— Problem to work on —
Pick every line from the data that holds the word "React".

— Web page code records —
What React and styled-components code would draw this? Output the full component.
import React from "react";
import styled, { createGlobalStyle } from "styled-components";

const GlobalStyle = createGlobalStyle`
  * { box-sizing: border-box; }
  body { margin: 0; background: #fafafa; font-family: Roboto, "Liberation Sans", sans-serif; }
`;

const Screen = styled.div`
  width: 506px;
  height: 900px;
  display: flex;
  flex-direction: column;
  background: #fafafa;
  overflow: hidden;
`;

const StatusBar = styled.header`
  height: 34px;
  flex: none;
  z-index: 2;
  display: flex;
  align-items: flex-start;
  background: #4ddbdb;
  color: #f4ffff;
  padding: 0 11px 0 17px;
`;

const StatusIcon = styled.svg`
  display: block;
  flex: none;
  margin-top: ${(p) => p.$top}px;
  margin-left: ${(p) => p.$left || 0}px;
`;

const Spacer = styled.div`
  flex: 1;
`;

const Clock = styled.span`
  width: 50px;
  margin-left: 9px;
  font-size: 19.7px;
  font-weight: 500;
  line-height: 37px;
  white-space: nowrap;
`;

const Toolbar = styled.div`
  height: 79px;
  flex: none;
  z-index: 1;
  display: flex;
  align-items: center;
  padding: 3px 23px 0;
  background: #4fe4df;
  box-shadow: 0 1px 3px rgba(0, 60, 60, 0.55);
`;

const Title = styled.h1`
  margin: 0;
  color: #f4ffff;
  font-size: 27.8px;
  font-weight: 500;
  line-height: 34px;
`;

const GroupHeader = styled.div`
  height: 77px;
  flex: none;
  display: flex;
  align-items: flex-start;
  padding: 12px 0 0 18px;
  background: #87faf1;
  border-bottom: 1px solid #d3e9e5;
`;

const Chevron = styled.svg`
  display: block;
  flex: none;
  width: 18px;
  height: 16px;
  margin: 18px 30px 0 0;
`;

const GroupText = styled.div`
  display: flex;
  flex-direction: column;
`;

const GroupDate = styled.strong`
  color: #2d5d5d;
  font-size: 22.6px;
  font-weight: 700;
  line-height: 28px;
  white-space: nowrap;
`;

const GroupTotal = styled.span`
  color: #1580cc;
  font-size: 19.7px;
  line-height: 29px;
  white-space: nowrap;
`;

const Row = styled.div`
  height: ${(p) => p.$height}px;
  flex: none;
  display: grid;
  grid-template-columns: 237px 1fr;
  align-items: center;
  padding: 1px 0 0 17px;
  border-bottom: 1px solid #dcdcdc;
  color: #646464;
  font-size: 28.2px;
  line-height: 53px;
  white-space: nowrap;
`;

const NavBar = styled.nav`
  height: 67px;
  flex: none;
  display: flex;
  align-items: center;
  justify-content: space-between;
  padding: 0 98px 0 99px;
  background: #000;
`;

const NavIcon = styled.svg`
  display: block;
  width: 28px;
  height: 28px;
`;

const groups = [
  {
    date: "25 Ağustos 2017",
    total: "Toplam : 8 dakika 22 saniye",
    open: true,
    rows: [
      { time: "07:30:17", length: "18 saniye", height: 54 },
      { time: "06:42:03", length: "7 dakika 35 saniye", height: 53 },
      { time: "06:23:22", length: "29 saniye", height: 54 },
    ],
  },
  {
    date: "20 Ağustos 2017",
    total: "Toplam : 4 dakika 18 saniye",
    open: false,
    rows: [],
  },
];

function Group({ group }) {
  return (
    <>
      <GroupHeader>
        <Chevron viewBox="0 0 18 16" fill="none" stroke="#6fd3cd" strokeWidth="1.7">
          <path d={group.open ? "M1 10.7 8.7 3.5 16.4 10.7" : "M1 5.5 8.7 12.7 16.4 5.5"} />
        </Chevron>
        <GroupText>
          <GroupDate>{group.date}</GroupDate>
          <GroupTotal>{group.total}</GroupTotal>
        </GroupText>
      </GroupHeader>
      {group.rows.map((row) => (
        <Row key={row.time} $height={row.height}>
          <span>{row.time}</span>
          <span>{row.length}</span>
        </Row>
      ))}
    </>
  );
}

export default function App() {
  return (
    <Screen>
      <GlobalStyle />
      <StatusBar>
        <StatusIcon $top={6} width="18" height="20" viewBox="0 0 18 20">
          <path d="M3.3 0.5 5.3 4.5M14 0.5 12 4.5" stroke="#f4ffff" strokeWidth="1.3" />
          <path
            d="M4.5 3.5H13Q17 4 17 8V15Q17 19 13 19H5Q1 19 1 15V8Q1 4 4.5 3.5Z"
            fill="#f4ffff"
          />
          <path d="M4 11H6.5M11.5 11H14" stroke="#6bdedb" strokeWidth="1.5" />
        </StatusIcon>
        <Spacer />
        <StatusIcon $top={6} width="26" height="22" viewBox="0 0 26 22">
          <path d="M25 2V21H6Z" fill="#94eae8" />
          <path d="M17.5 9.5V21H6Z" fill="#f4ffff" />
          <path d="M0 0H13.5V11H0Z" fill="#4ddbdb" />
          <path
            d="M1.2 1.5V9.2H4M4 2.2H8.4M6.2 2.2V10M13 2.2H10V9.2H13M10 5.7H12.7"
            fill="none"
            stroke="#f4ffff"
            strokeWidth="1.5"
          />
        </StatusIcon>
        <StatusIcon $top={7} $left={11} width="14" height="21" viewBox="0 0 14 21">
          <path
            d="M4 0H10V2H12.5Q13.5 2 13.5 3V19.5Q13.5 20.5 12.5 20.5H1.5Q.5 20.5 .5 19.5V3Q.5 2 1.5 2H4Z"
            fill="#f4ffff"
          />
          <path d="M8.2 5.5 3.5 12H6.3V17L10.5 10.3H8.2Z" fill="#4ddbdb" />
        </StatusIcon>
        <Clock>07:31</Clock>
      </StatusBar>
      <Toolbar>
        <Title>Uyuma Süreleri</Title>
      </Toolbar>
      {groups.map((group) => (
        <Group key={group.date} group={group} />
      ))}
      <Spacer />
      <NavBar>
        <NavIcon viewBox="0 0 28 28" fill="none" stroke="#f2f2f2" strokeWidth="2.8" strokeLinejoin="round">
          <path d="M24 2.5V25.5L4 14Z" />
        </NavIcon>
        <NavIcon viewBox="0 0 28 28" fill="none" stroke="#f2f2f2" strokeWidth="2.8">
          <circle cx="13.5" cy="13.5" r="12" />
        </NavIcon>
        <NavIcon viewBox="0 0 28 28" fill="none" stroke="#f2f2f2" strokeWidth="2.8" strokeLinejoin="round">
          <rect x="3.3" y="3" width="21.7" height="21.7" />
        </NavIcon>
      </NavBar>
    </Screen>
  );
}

---

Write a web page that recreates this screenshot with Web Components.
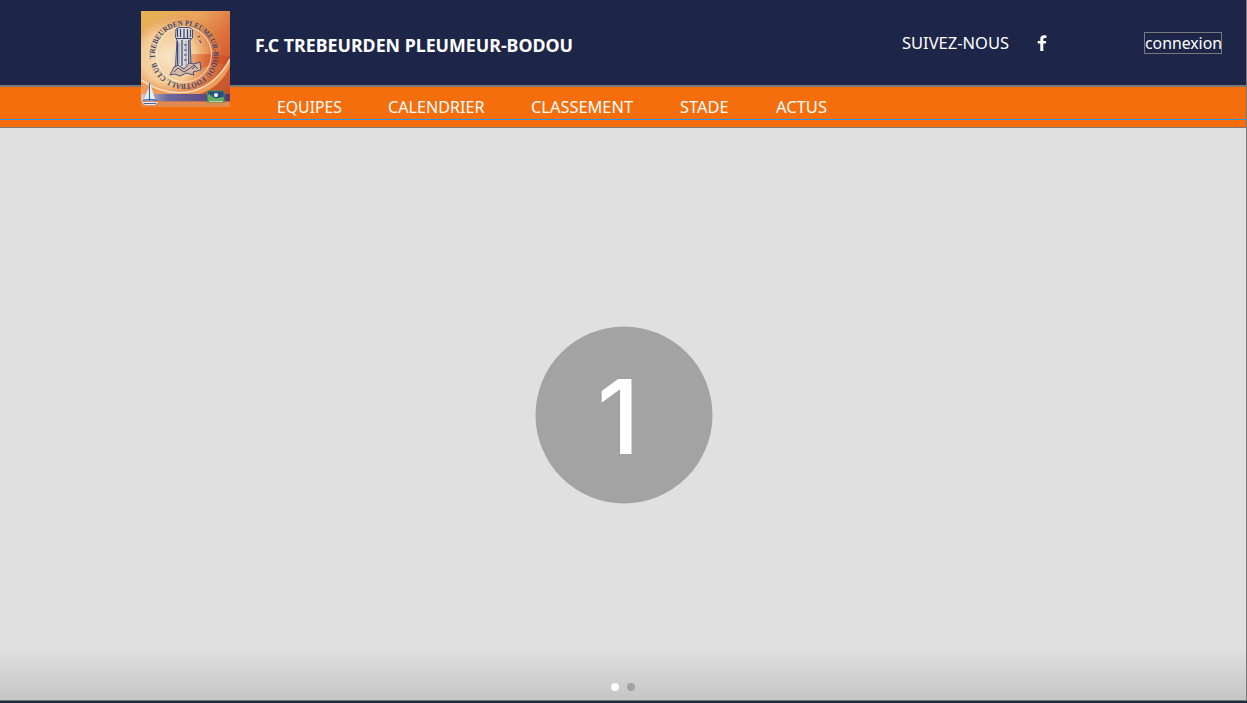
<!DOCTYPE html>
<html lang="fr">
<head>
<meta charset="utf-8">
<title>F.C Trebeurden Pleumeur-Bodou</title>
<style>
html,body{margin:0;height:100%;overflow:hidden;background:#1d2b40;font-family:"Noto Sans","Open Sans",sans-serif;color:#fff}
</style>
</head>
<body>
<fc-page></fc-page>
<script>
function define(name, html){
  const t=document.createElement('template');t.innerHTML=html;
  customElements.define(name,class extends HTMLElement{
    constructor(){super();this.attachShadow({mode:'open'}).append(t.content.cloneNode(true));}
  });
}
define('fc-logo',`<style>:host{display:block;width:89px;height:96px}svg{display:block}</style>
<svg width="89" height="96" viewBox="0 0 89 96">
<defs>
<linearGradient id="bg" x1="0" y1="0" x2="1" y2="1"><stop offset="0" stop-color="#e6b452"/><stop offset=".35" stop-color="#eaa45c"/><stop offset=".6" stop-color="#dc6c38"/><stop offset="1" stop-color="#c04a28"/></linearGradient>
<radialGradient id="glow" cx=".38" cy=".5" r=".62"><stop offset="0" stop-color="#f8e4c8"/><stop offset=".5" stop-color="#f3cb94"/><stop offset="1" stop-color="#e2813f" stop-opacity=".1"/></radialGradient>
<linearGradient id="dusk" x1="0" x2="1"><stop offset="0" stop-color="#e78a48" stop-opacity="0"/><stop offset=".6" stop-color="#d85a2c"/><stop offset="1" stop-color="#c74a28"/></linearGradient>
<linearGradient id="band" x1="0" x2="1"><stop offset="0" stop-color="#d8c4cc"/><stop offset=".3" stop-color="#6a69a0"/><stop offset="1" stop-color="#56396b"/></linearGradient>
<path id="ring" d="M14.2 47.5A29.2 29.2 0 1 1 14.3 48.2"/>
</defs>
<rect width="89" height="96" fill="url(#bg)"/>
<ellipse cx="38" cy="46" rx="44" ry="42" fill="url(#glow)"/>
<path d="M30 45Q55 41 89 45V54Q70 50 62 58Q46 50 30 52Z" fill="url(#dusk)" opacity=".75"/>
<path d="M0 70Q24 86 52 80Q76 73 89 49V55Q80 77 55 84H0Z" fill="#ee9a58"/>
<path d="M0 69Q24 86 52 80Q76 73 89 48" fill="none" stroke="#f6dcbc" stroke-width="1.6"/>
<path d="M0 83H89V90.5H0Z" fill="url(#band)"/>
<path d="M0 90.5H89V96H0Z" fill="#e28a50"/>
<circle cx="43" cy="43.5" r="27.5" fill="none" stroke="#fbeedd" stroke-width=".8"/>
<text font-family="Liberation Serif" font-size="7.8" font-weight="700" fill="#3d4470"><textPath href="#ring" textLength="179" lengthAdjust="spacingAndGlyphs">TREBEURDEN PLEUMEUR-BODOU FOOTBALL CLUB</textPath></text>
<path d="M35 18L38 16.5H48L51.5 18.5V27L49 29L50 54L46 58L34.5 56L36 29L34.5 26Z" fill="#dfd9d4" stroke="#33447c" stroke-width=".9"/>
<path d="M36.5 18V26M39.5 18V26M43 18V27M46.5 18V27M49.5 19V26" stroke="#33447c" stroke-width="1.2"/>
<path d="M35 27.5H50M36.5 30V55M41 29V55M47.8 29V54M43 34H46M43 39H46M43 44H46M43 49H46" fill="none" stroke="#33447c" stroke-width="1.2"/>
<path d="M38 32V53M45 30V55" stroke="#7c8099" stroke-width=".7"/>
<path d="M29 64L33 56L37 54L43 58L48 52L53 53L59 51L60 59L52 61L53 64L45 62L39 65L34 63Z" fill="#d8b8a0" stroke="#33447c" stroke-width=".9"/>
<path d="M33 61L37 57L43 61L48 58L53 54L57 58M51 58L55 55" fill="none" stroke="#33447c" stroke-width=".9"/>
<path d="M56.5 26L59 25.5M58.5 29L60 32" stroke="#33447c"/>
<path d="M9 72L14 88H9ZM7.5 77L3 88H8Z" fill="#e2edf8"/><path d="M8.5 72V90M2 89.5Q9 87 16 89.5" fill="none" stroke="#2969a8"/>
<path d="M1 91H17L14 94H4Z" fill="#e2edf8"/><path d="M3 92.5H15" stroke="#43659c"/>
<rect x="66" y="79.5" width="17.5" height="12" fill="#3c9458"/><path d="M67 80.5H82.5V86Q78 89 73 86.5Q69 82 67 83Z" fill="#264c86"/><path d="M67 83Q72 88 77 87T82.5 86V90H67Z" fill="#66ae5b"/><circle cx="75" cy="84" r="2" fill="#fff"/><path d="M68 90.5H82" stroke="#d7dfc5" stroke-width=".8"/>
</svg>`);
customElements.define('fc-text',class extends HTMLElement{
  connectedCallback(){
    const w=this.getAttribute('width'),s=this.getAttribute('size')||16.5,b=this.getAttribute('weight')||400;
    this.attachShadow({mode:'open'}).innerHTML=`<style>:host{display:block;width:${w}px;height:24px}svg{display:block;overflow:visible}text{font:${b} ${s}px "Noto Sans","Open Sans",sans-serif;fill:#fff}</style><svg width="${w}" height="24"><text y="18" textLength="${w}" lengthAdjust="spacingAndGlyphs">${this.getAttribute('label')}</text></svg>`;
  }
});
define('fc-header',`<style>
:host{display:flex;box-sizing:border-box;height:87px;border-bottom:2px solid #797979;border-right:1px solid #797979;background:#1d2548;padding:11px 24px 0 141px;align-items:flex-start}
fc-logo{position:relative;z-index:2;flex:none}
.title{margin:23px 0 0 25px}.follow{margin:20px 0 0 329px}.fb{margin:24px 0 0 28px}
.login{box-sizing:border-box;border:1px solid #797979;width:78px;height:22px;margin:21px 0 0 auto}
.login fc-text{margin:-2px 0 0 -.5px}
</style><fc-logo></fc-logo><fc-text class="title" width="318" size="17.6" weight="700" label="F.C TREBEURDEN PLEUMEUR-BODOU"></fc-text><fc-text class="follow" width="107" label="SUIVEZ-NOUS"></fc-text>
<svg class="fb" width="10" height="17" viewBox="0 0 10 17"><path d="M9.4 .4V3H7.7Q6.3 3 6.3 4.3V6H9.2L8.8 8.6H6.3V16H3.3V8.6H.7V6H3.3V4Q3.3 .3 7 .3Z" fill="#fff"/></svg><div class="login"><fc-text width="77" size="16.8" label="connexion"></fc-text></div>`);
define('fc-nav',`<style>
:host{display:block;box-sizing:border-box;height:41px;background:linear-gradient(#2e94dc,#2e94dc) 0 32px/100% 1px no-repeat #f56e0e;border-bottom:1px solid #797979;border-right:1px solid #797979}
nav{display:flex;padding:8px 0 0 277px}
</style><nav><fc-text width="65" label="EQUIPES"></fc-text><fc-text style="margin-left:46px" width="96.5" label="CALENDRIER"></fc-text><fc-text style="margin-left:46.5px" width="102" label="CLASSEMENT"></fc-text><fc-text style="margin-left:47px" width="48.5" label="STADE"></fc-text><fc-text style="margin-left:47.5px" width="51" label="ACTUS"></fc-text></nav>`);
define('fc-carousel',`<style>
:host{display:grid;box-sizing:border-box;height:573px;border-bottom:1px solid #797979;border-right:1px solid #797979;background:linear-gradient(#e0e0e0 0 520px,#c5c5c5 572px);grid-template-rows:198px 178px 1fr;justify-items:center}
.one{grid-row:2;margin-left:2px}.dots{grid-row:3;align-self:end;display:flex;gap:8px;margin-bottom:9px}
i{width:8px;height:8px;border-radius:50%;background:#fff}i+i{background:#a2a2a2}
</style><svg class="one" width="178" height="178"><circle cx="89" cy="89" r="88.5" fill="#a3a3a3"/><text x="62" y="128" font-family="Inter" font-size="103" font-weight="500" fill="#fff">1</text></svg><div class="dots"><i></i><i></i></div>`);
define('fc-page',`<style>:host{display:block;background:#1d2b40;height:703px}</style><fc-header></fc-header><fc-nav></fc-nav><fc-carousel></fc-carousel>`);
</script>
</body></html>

— Correct output —
What React and styled-components code would draw this? Output the full component.
import React from "react";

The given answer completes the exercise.